**SOURCE MATERIAL**
>>>

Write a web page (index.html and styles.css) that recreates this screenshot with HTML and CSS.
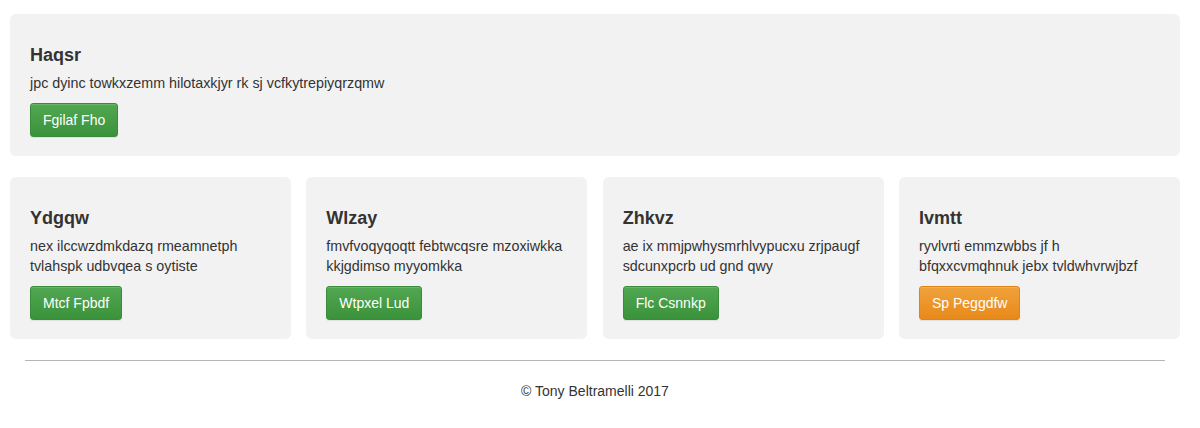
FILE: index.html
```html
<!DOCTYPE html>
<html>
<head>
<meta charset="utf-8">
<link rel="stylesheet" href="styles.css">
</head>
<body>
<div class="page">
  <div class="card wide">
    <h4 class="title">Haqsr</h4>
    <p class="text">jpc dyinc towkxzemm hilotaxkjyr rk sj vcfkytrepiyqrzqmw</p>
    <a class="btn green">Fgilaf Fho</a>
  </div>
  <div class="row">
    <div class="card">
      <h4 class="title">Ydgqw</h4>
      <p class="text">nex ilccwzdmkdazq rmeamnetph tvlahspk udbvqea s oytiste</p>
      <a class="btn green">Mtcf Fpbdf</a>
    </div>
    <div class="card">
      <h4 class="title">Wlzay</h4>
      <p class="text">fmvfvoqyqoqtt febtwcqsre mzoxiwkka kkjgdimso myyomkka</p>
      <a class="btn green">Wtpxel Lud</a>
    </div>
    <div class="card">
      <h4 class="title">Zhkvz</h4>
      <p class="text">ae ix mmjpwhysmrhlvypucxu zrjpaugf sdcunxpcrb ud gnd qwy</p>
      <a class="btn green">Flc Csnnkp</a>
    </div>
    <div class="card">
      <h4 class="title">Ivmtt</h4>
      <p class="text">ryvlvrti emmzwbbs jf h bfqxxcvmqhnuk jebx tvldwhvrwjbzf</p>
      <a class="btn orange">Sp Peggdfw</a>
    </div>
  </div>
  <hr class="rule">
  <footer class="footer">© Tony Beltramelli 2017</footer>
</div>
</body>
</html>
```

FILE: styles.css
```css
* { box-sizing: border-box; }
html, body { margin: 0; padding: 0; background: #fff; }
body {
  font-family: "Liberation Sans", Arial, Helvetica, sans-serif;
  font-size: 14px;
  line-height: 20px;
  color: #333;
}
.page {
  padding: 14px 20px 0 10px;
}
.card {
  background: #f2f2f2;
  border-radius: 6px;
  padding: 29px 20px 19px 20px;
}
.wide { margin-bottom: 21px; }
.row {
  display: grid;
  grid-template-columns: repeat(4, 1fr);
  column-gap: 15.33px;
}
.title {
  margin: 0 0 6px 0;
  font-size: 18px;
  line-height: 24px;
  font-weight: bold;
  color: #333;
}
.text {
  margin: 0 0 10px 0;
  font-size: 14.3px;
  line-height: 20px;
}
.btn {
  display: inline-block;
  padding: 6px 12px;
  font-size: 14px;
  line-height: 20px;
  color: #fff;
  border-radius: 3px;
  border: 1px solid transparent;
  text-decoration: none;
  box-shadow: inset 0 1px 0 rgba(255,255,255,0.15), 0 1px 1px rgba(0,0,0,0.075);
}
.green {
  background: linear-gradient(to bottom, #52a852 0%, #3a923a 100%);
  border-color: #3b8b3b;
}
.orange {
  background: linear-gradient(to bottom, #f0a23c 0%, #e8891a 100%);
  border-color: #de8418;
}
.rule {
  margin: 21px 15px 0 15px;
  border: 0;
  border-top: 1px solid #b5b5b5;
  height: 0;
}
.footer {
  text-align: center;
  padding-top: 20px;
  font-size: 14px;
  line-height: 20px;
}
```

<<<

**DO THIS**
Reproduce every line above as written, skipping pictures.

**TASK ANSWER**
Write a web page (index.html and styles.css) that recreates this screenshot with HTML and CSS.
FILE: index.html
```html
<!DOCTYPE html>
<html>
<head>
<meta charset="utf-8">
<link rel="stylesheet" href="styles.css">
</head>
<body>
<div class="page">
  <div class="card wide">
    <h4 class="title">Haqsr</h4>
    <p class="text">jpc dyinc towkxzemm hilotaxkjyr rk sj vcfkytrepiyqrzqmw</p>
    <a class="btn green">Fgilaf Fho</a>
  </div>
  <div class="row">
    <div class="card">
      <h4 class="title">Ydgqw</h4>
      <p class="text">nex ilccwzdmkdazq rmeamnetph tvlahspk udbvqea s oytiste</p>
      <a class="btn green">Mtcf Fpbdf</a>
    </div>
    <div class="card">
      <h4 class="title">Wlzay</h4>
      <p class="text">fmvfvoqyqoqtt febtwcqsre mzoxiwkka kkjgdimso myyomkka</p>
      <a class="btn green">Wtpxel Lud</a>
    </div>
    <div class="card">
      <h4 class="title">Zhkvz</h4>
      <p class="text">ae ix mmjpwhysmrhlvypucxu zrjpaugf sdcunxpcrb ud gnd qwy</p>
      <a class="btn green">Flc Csnnkp</a>
    </div>
    <div class="card">
      <h4 class="title">Ivmtt</h4>
      <p class="text">ryvlvrti emmzwbbs jf h bfqxxcvmqhnuk jebx tvldwhvrwjbzf</p>
      <a class="btn orange">Sp Peggdfw</a>
    </div>
  </div>
  <hr class="rule">
  <footer class="footer">© Tony Beltramelli 2017</footer>
</div>
</body>
</html>
```

FILE: styles.css
```css
* { box-sizing: border-box; }
html, body { margin: 0; padding: 0; background: #fff; }
body {
  font-family: "Liberation Sans", Arial, Helvetica, sans-serif;
  font-size: 14px;
  line-height: 20px;
  color: #333;
}
.page {
  padding: 14px 20px 0 10px;
}
.card {
  background: #f2f2f2;
  border-radius: 6px;
  padding: 29px 20px 19px 20px;
}
.wide { margin-bottom: 21px; }
.row {
  display: grid;
  grid-template-columns: repeat(4, 1fr);
  column-gap: 15.33px;
}
.title {
  margin: 0 0 6px 0;
  font-size: 18px;
  line-height: 24px;
  font-weight: bold;
  color: #333;
}
.text {
  margin: 0 0 10px 0;
  font-size: 14.3px;
  line-height: 20px;
}
.btn {
  display: inline-block;
  padding: 6px 12px;
  font-size: 14px;
  line-height: 20px;
  color: #fff;
  border-radius: 3px;
  border: 1px solid transparent;
  text-decoration: none;
  box-shadow: inset 0 1px 0 rgba(255,255,255,0.15), 0 1px 1px rgba(0,0,0,0.075);
}
.green {
  background: linear-gradient(to bottom, #52a852 0%, #3a923a 100%);
  border-color: #3b8b3b;
}
.orange {
  background: linear-gradient(to bottom, #f0a23c 0%, #e8891a 100%);
  border-color: #de8418;
}
.rule {
  margin: 21px 15px 0 15px;
  border: 0;
  border-top: 1px solid #b5b5b5;
  height: 0;
}
.footer {
  text-align: center;
  padding-top: 20px;
  font-size: 14px;
  line-height: 20px;
}
```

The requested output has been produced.